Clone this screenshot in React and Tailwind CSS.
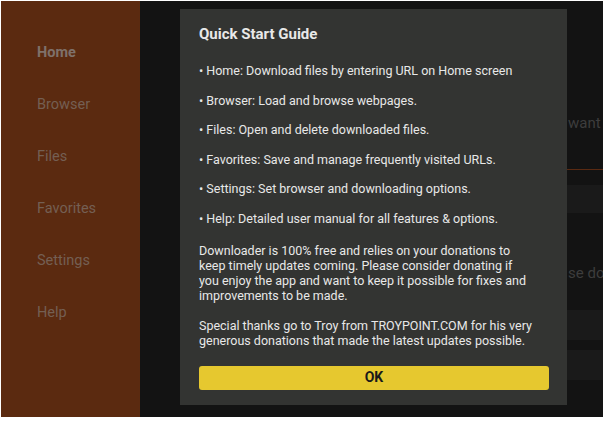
export default function App() {
  const nav = ["Home", "Browser", "Files", "Favorites", "Settings", "Help"];
  const bullets = [
    "Home: Download files by entering URL on Home screen",
    "Browser: Load and browse webpages.",
    "Files: Open and delete downloaded files.",
    "Favorites: Save and manage frequently visited URLs.",
    "Settings: Set browser and downloading options.",
    "Help: Detailed user manual for all features & options.",
  ];

  return (
    <div
      className="w-[603px] h-[423px] bg-white pt-[1px] pl-[1px] pb-[6px]"
      style={{ fontFamily: "Roboto, 'Liberation Sans', sans-serif" }}
    >
      <div className="relative flex h-[416px] overflow-hidden bg-[#121212]">
        {/* sidebar */}
        <div className="w-[139px] shrink-0 bg-[#5b2a10] pl-[36px] pt-[42px] flex flex-col gap-[32px]">
          {nav.map((n, i) => (
            <div
              key={n}
              className={
                "text-[14.5px] leading-[20px] " +
                (i === 0 ? "font-bold text-[#7f716a]" : "text-[#745f53]")
              }
            >
              {n}
            </div>
          ))}
        </div>

        {/* main (dimmed, behind dialog) */}
        <div className="flex-1 flex flex-col bg-[#131313]">
          <div className="h-[112px]" />
          <div className="pl-[428px] text-[15px] leading-[20px] text-[#3d3d3d] whitespace-nowrap">
            want to
          </div>
          <div className="h-[36px]" />
          <div className="ml-[300px] h-[1px] bg-[#5a2a12]" />
          <div className="h-[15px]" />
          <div className="ml-[300px] h-[28px] bg-[#1a1a1a]" />
          <div className="h-[50px]" />
          <div className="pl-[428px] text-[15px] leading-[20px] text-[#3d3d3d] whitespace-nowrap">
            se do
          </div>
          <div className="h-[27px]" />
          <div className="ml-[300px] h-[30px] bg-[#1a1a1a]" />
          <div className="h-[10px]" />
          <div className="ml-[300px] h-[30px] bg-[#1a1a1a]" />
        </div>

        {/* dialog */}
        <div className="absolute left-[179px] top-[8px] w-[387px] h-[396px] bg-[#333432] pl-[19px] pr-[18px] pt-[15px] text-[#e8e8e8]">
          <div className="text-[15px] leading-[20px] font-bold">Quick Start Guide</div>
          <div className="mt-[19px] flex flex-col gap-[14.5px] text-[12.5px] leading-[15px]">
            {bullets.map((b) => (
              <div key={b} className="whitespace-nowrap">
                {"\u2022 "}
                {b}
              </div>
            ))}
          </div>
          <p className="mt-[17px] text-[12.5px] leading-[15px] whitespace-nowrap">
            Downloader is 100% free and relies on your donations to
            <br />
            keep timely updates coming. Please consider donating if
            <br />
            you enjoy the app and want to keep it possible for fixes and
            <br />
            improvements to be made.
          </p>
          <p className="mt-[15px] text-[12.5px] leading-[15px] whitespace-nowrap">
            Special thanks go to Troy from TROYPOINT.COM for his very
            <br />
            generous donations that made the latest updates possible.
          </p>
          <button className="mt-[18px] w-full h-[24px] rounded-[3px] bg-[#e6c82f] text-[#1a1a1a] text-[14px] font-bold">
            OK
          </button>
        </div>
      </div>
    </div>
  );
}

--------------------------------------------------

** Written problem **
Omit the pictures and give the material again, exactly and in full.

** Answer for this exercise **
Clone this screenshot in React and Tailwind CSS.
export default function App() {
  const nav = ["Home", "Browser", "Files", "Favorites", "Settings", "Help"];
  const bullets = [
    "Home: Download files by entering URL on Home screen",
    "Browser: Load and browse webpages.",
    "Files: Open and delete downloaded files.",
    "Favorites: Save and manage frequently visited URLs.",
    "Settings: Set browser and downloading options.",
    "Help: Detailed user manual for all features & options.",
  ];

  return (
    <div
      className="w-[603px] h-[423px] bg-white pt-[1px] pl-[1px] pb-[6px]"
      style={{ fontFamily: "Roboto, 'Liberation Sans', sans-serif" }}
    >
      <div className="relative flex h-[416px] overflow-hidden bg-[#121212]">
        {/* sidebar */}
        <div className="w-[139px] shrink-0 bg-[#5b2a10] pl-[36px] pt-[42px] flex flex-col gap-[32px]">
          {nav.map((n, i) => (
            <div
              key={n}
              className={
                "text-[14.5px] leading-[20px] " +
                (i === 0 ? "font-bold text-[#7f716a]" : "text-[#745f53]")
              }
            >
              {n}
            </div>
          ))}
        </div>

        {/* main (dimmed, behind dialog) */}
        <div className="flex-1 flex flex-col bg-[#131313]">
          <div className="h-[112px]" />
          <div className="pl-[428px] text-[15px] leading-[20px] text-[#3d3d3d] whitespace-nowrap">
            want to
          </div>
          <div className="h-[36px]" />
          <div className="ml-[300px] h-[1px] bg-[#5a2a12]" />
          <div className="h-[15px]" />
          <div className="ml-[300px] h-[28px] bg-[#1a1a1a]" />
          <div className="h-[50px]" />
          <div className="pl-[428px] text-[15px] leading-[20px] text-[#3d3d3d] whitespace-nowrap">
            se do
          </div>
          <div className="h-[27px]" />
          <div className="ml-[300px] h-[30px] bg-[#1a1a1a]" />
          <div className="h-[10px]" />
          <div className="ml-[300px] h-[30px] bg-[#1a1a1a]" />
        </div>

        {/* dialog */}
        <div className="absolute left-[179px] top-[8px] w-[387px] h-[396px] bg-[#333432] pl-[19px] pr-[18px] pt-[15px] text-[#e8e8e8]">
          <div className="text-[15px] leading-[20px] font-bold">Quick Start Guide</div>
          <div className="mt-[19px] flex flex-col gap-[14.5px] text-[12.5px] leading-[15px]">
            {bullets.map((b) => (
              <div key={b} className="whitespace-nowrap">
                {"\u2022 "}
                {b}
              </div>
            ))}
          </div>
          <p className="mt-[17px] text-[12.5px] leading-[15px] whitespace-nowrap">
            Downloader is 100% free and relies on your donations to
            <br />
            keep timely updates coming. Please consider donating if
            <br />
            you enjoy the app and want to keep it possible for fixes and
            <br />
            improvements to be made.
          </p>
          <p className="mt-[15px] text-[12.5px] leading-[15px] whitespace-nowrap">
            Special thanks go to Troy from TROYPOINT.COM for his very
            <br />
            generous donations that made the latest updates possible.
          </p>
          <button className="mt-[18px] w-full h-[24px] rounded-[3px] bg-[#e6c82f] text-[#1a1a1a] text-[14px] font-bold">
            OK
          </button>
        </div>
      </div>
    </div>
  );
}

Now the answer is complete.